Fri. Sep 20th, 2024

Bills affecting specific economic sectors are, in some respects, the bread and butter of state legislative sessions, because they tend to have hefty financial consequences and when they pop up, the battle lines are generally quite predictable.

Sometimes they are efforts by one corporation or business group to cripple a rival. This year, for instance, saw successful legislation sponsored by casino-owning Indian tribes to sanction legal attacks on rival cardrooms.

More often, the bills pit business and employer interests against unions, personal injury attorneys, consumer activists and/or environmentalists. These bills are so common that the California Chamber of Commerce annually issues lists of “job killer” bills sponsored by one or more of those four interests.

The final hours of this year’s legislative session, however, produced a late-blooming bill setting new design and siting standards for warehouses and other “logistics use” facilities in San Bernardino and Riverside counties, the epicenter for handling goods flowing through the twin ports of Los Angeles and Long Beach.

Assembly Bill 98 culminates years of debate over the environmental and health impacts of the sprawling array of warehouses and other facilities that employ tens of thousands workers, are serviced by immense fleets of diesel-powered trucks and freight trains and, with the ports, are one of Southern California’s most important sectors.

“For more than a decade, the Legislature has heard outcries from communities where local governments have prioritized economic development over the quality of life and health of their communities,” the measure’s authors, Democratic Assemblymembers Eloise Gómez Reyes of San Bernardino and Juan Carrillo of Palmdale, declared in their presentation to legislative floors.

“AB 98 is the product of months of discussion and collaborations from environmental advocates, leaders in industry, labor, and dedicated public health advocates to raise the standards of warehouse development (and) a necessary compromise for communities and business entities alike.”

“We have tried to do as best we can, remembering that it’s the health of the residents of California that has to be the state’s top priority,” Reyes told CalMatters after the bill passed. “Everything else is secondary.”

One might expect that environmental and public health groups would strongly support the bill while the logistics industry and business groups would just as strongly oppose it. But that’s not the case. Instead there are strange bedfellows on both sides.

Building contractors and labor unions comprise the major supporters, and the California Chamber of Commerce has given its blessing, calling AB 98 “a valuable compromise” that’s preferable to more restrictive legislation and/or litigation to stop warehouse projects.

Two years ago Attorney General Rob Bonta sued the City of Fontana for locating a warehouse too close to a school.

And the opposition?

The California Center for Jobs & the Economy, an adjunct of the California Business Roundtable, issued a report on the immense size of the logistics industry and warned that limiting its growth could negatively impact the Southern California economy.

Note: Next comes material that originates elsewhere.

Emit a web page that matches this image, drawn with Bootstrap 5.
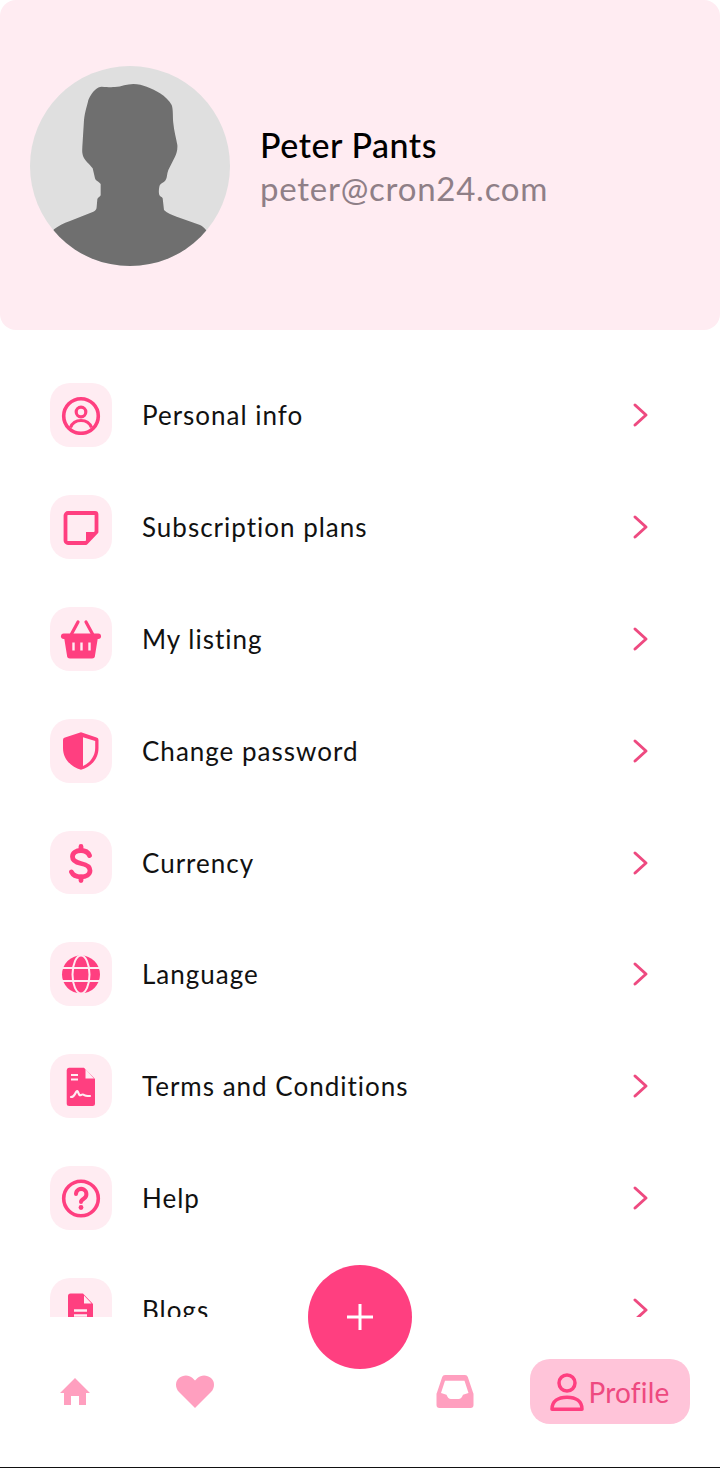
<!DOCTYPE html>
<html lang="en">
<head>
    <meta charset="UTF-8">
    <meta name="viewport" content="width=device-width, initial-scale=1.0">
    <title>Profile</title>
    <link href="https://cdn.jsdelivr.net/npm/bootstrap@5.3.0/dist/css/bootstrap.min.css" rel="stylesheet">
    <style>
        html, body { height: 100%; }
        body { font-family: "Lato", "Noto Sans", sans-serif; background: #fff; color: #111; }
        .app-shell { height: 1468px; border-bottom: 1px solid #111; position: relative; overflow: hidden; }
        .profile-head { height: 330px; background: #ffecf2; border-radius: 16px; padding: 66px 30px 0; }
        .head-inner { gap: 30px; }
        .avatar-pic { width: 200px; height: 200px; flex: none; display: block; border-radius: 50%; }
        .head-name { font-size: 34px; line-height: 44px; color: #000; font-weight: 500; letter-spacing: .55px; }
        .head-mail { font-size: 33px; line-height: 42px; color: #8f7f87; letter-spacing: .75px; }
        .menu-area { height: 987px; overflow: hidden; padding: 53px 70px 0 50px; }
        .menu-line { height: 63.9px; margin-bottom: 48px; gap: 30px; }
        .menu-tile { width: 62px; height: 63.9px; flex: none; background: #ffecf2; border-radius: 20px; }
        .menu-text { font-size: 26px; letter-spacing: 1px; color: #111; padding-top: 1px; }
        .menu-go { width: 20px; height: 26px; flex: none; }
        .bottom-bar { height: 150px; padding: 42px 30px 0; gap: 30px; }
        .bar-cell { width: 90px; height: 65px; }
        .bar-gap { width: 110px; }
        .bar-pill { width: 160px; height: 65px; background: #ffc4d9; border-radius: 20px; gap: 4px; color: #ee4a80; font-size: 28px; letter-spacing: .2px; }
        .add-btn { position: absolute; left: 308px; top: 1265px; width: 104px; height: 104px; background: #ff3f80; border-radius: 50%; }
    </style>
</head>
<body>
    <div class="app-shell">
        <div class="profile-head">
            <div class="head-inner d-flex align-items-center">
                <svg class="avatar-pic" viewBox="0 0 600 600">
                    <rect width="600" height="600" fill="#dfdfdf"/>
                    <path fill="#6f6f6f" d="M72 490C85 480 100 472 120 465L190 437C198 433 200 428 200 422L202 400C203 394 212 392 212 387L212 354C205 345 197 345 195 337L188 307C180 295 165 285 160 272C155 260 157 250 157 242L162 162C165 135 172 118 175 102C180 90 188 78 195 72C203 65 208 62 215 62C230 63 242 64 255 63C275 62 290 54 310 54C325 54 338 58 350 62C365 68 378 74 390 82C405 92 418 104 425 117C430 130 428 155 430 172C432 195 438 215 442 237C443 250 440 262 435 272L415 312C410 325 412 335 407 342C402 350 390 352 388 362C386 372 386 382 388 387C390 392 396 392 398 397L402 432C410 440 425 447 440 452L510 477C518 481 523 486 528 492L600 600H0Z"/>
                </svg>
                <div>
                    <div class="head-name">Peter Pants</div>
                    <div class="head-mail">peter@cron24.com</div>
                </div>
            </div>
        </div>

        <div class="menu-area">
            <div class="menu-line d-flex align-items-center">
                <div class="menu-tile d-flex align-items-center justify-content-center">
                    <svg width="40" height="40" viewBox="0 0 40 40" fill="none" stroke="#ff3f80" stroke-width="3.600">
                        <circle cx="20" cy="21" r="17.300"/>
                        <circle cx="20" cy="17" r="4.800" stroke-width="3.200"/>
                        <path stroke-width="3.200" d="M9.500 32.500c2-5 6-7 10.500-7s8.500 2 10.500 7"/>
                    </svg>
                </div>
                <div class="menu-text flex-grow-1">Personal info</div>
                <svg class="menu-go" viewBox="0 0 20 26" fill="none" stroke="#ee4a80" stroke-width="3" stroke-linecap="round" stroke-linejoin="round"><path d="M5 3l11 10-11 10"/></svg>
            </div>
            <div class="menu-line d-flex align-items-center">
                <div class="menu-tile d-flex align-items-center justify-content-center">
                    <svg width="40" height="40" viewBox="0 0 40 40">
                        <path fill="none" stroke="#ff3f80" stroke-width="3.800" stroke-linejoin="round" d="M7 6h27a1.500 1.500 0 0 1 1.500 1.500V25L25 36H7a2.500 2.500 0 0 1-2.500-2.500V8.500A2.500 2.500 0 0 1 7 6z"/>
                        <path fill="#ff3f80" d="M25 25h12L25 37.500z"/>
                    </svg>
                </div>
                <div class="menu-text flex-grow-1">Subscription plans</div>
                <svg class="menu-go" viewBox="0 0 20 26" fill="none" stroke="#ee4a80" stroke-width="3" stroke-linecap="round" stroke-linejoin="round"><path d="M5 3l11 10-11 10"/></svg>
            </div>
            <div class="menu-line d-flex align-items-center">
                <div class="menu-tile d-flex align-items-center justify-content-center">
                    <svg width="42" height="40" viewBox="0 0 42 40">
                        <path fill="none" stroke="#ff3f80" stroke-width="3.200" stroke-linecap="round" d="M18 3l-6.500 12M26 3l6.500 12"/>
                        <rect x="1" y="14.500" width="40" height="5.500" rx="2.700" fill="#ff3f80"/>
                        <path fill="#ff3f80" d="M4 18h34l-3 18.500a3 3 0 0 1-3 3H10a3 3 0 0 1-3-3z"/>
                        <path fill="none" stroke="#ffecf2" stroke-width="2.400" d="M13.500 23.500v8M21.500 23.500v8M29.500 23.500v8"/>
                    </svg>
                </div>
                <div class="menu-text flex-grow-1">My listing</div>
                <svg class="menu-go" viewBox="0 0 20 26" fill="none" stroke="#ee4a80" stroke-width="3" stroke-linecap="round" stroke-linejoin="round"><path d="M5 3l11 10-11 10"/></svg>
            </div>
            <div class="menu-line d-flex align-items-center">
                <div class="menu-tile d-flex align-items-center justify-content-center">
                    <svg width="40" height="40" viewBox="0 0 40 40">
                        <path fill="#ff3f80" d="M20 1.200L35.500 6.500a2.500 2.500 0 0 1 2 2.500V17C37.500 28 30 36 20 38.800C10 36 2 28 2 17V9a2.500 2.500 0 0 1 2-2.500z"/>
                        <path fill="#ffecf2" d="M22 6.200L34.200 10V17C34.200 25 29 32 22 35z"/>
                    </svg>
                </div>
                <div class="menu-text flex-grow-1">Change password</div>
                <svg class="menu-go" viewBox="0 0 20 26" fill="none" stroke="#ee4a80" stroke-width="3" stroke-linecap="round" stroke-linejoin="round"><path d="M5 3l11 10-11 10"/></svg>
            </div>
            <div class="menu-line d-flex align-items-center">
                <div class="menu-tile d-flex align-items-center justify-content-center">
                    <svg width="40" height="40" viewBox="0 0 40 40" fill="none" stroke="#ff3f80" stroke-width="4.800" stroke-linecap="round">
                        <path d="M28.500 12.500C27 9 24 7.500 20 7.500C15 7.500 11.500 10 11.500 13.800C11.500 18 15 19.500 20 20.500C25 21.500 29 23 29 27.500C29 31.500 25 33.800 20 33.800C15.500 33.800 12 32.300 10.500 29"/>
                        <path d="M20 3.500V7.500M20 33.800V37.500"/>
                    </svg>
                </div>
                <div class="menu-text flex-grow-1">Currency</div>
                <svg class="menu-go" viewBox="0 0 20 26" fill="none" stroke="#ee4a80" stroke-width="3" stroke-linecap="round" stroke-linejoin="round"><path d="M5 3l11 10-11 10"/></svg>
            </div>
            <div class="menu-line d-flex align-items-center">
                <div class="menu-tile d-flex align-items-center justify-content-center">
                    <svg width="40" height="40" viewBox="0 0 40 40">
                        <circle cx="20" cy="20.500" r="19" fill="#ff3f80"/>
                        <g fill="none" stroke="#ffecf2" stroke-width="2">
                            <ellipse cx="20" cy="20.500" rx="8.500" ry="19"/>
                            <path d="M1 14h38M1 27h38"/>
                        </g>
                    </svg>
                </div>
                <div class="menu-text flex-grow-1">Language</div>
                <svg class="menu-go" viewBox="0 0 20 26" fill="none" stroke="#ee4a80" stroke-width="3" stroke-linecap="round" stroke-linejoin="round"><path d="M5 3l11 10-11 10"/></svg>
            </div>
            <div class="menu-line d-flex align-items-center">
                <div class="menu-tile d-flex align-items-center justify-content-center">
                    <svg width="40" height="40" viewBox="0 0 40 40">
                        <path fill="#ff3f80" d="M8 1.700H23L34 13V37.500a2.500 2.500 0 0 1-2.500 2.500H8.200a2.500 2.500 0 0 1-2.500-2.500V4.200A2.500 2.500 0 0 1 8 1.700z"/>
                        <path fill="#ffecf2" d="M24.500 3L33 12.500H24.500z"/>
                        <g fill="none" stroke="#ffecf2" stroke-width="2.200">
                            <path d="M10 9h7M10 13.500h7"/>
                            <path d="M10 31c2 0 3-1 4-3s2-4 3-2 1 4 3 3 2-1 3 0 3 1 6 1" stroke-linecap="round"/>
                        </g>
                    </svg>
                </div>
                <div class="menu-text flex-grow-1">Terms and Conditions</div>
                <svg class="menu-go" viewBox="0 0 20 26" fill="none" stroke="#ee4a80" stroke-width="3" stroke-linecap="round" stroke-linejoin="round"><path d="M5 3l11 10-11 10"/></svg>
            </div>
            <div class="menu-line d-flex align-items-center">
                <div class="menu-tile d-flex align-items-center justify-content-center">
                    <svg width="40" height="40" viewBox="0 0 40 40" fill="none" stroke="#ff3f80" stroke-width="3.600">
                        <circle cx="20" cy="20.500" r="17.300"/>
                        <path stroke-linecap="round" stroke-width="4" d="M15 16a5.200 5.200 0 1 1 8 4.500c-2 1.300-3 2-3 3.500"/>
                        <circle cx="20" cy="29.500" r="2.400" fill="#ff3f80" stroke="none"/>
                    </svg>
                </div>
                <div class="menu-text flex-grow-1">Help</div>
                <svg class="menu-go" viewBox="0 0 20 26" fill="none" stroke="#ee4a80" stroke-width="3" stroke-linecap="round" stroke-linejoin="round"><path d="M5 3l11 10-11 10"/></svg>
            </div>
            <div class="menu-line d-flex align-items-center">
                <div class="menu-tile d-flex align-items-center justify-content-center">
                    <svg width="40" height="40" viewBox="0 0 40 40">
                        <path fill="#ff3f80" d="M9.500 3.500H22L32 14V36a2.500 2.500 0 0 1-2.500 2.500H9.500A2.500 2.500 0 0 1 7 36V6a2.500 2.500 0 0 1 2.500-2.500z"/>
                        <path fill="#ffecf2" d="M23 5.500L30.500 13.500H23z"/>
                        <path fill="none" stroke="#ffecf2" stroke-width="2.500" d="M13 20.500h13M13 25.500h13"/>
                    </svg>
                </div>
                <div class="menu-text flex-grow-1">Blogs</div>
                <svg class="menu-go" viewBox="0 0 20 26" fill="none" stroke="#ee4a80" stroke-width="3" stroke-linecap="round" stroke-linejoin="round"><path d="M5 3l11 10-11 10"/></svg>
            </div>
        </div>

        <div class="bottom-bar d-flex">
            <div class="bar-cell d-flex align-items-center justify-content-center">
                <svg width="30" height="27" viewBox="0 0 30 27"><path fill="#ff9fbf" d="M15 0L30 15h-4v12h-7v-9h-8v9H4V15H0z"/></svg>
            </div>
            <div class="bar-cell d-flex align-items-center justify-content-center">
                <svg width="38" height="33" viewBox="0 0 38 33"><path fill="#ff9fbf" d="M19 33L3 17C-1 12.500-1 6.500 3 3c4-3.500 10-3.500 13.500 0L19 5.500 21.500 3C25-.5 31-.5 35 3c4 3.500 4 9.500 0 14z"/></svg>
            </div>
            <div class="bar-gap"></div>
            <div class="bar-cell d-flex align-items-center justify-content-center">
                <svg width="38" height="33" viewBox="0 0 38 33">
                    <path fill="#ff9fbf" d="M9 0H29a3 3 0 0 1 2.800 2L37 17.500a3 3 0 0 1 .5 2V30a3 3 0 0 1-3 3H3.500a3 3 0 0 1-3-3V19.500a3 3 0 0 1 .5-2L6.200 2A3 3 0 0 1 9 0z"/>
                    <path fill="#fff" d="M9 5.700H28.500L32.500 18 27 19.700C26 22.500 24.500 24 22.500 24H15C13 24 11.500 22.500 10.500 19.700L5 18z"/>
                </svg>
            </div>
            <div class="bar-pill d-flex align-items-center justify-content-center">
                <svg width="34" height="38" viewBox="0 0 34 38" fill="none" stroke="#ff3f80" stroke-width="3.500">
                    <circle cx="17" cy="10" r="8"/>
                    <path stroke-linejoin="round" d="M2 36.200c0-8 6-12 15-12s15 4 15 12z"/>
                </svg>
                <span>Profile</span>
            </div>
        </div>

        <button type="button" class="add-btn btn d-flex align-items-center justify-content-center p-0 border-0" aria-label="Add">
            <svg width="28" height="28" viewBox="0 0 28 28"><path stroke="#fff" stroke-width="3" d="M14 1v26M1 14h26"/></svg>
        </button>
    </div>

    <script src="https://cdn.jsdelivr.net/npm/bootstrap@5.3.0/dist/js/bootstrap.bundle.min.js"></script>
</body>
</html>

However, a coalition of 35 environmental groups sent a letter to Newsom, complaining about the bill’s eleventh-hour emergence with little opportunity to comment and declaring, “The bill sets dangerously low standards for warehouse siting and operations that would fail to protect the people who will be the unenviable neighbors of new and expanding facilities.”

Many other business groups, local governments and environmental and health groups also declared opposition when the final version of the bill became known.

The floor votes on Saturday, the last day of the session, reflected the mixed bag of supporters and opponents. It passed, but by fairly narrow margins in both houses.

Now Newsom must sort through the conflicting claims and decide whether AB 98 lives or dies.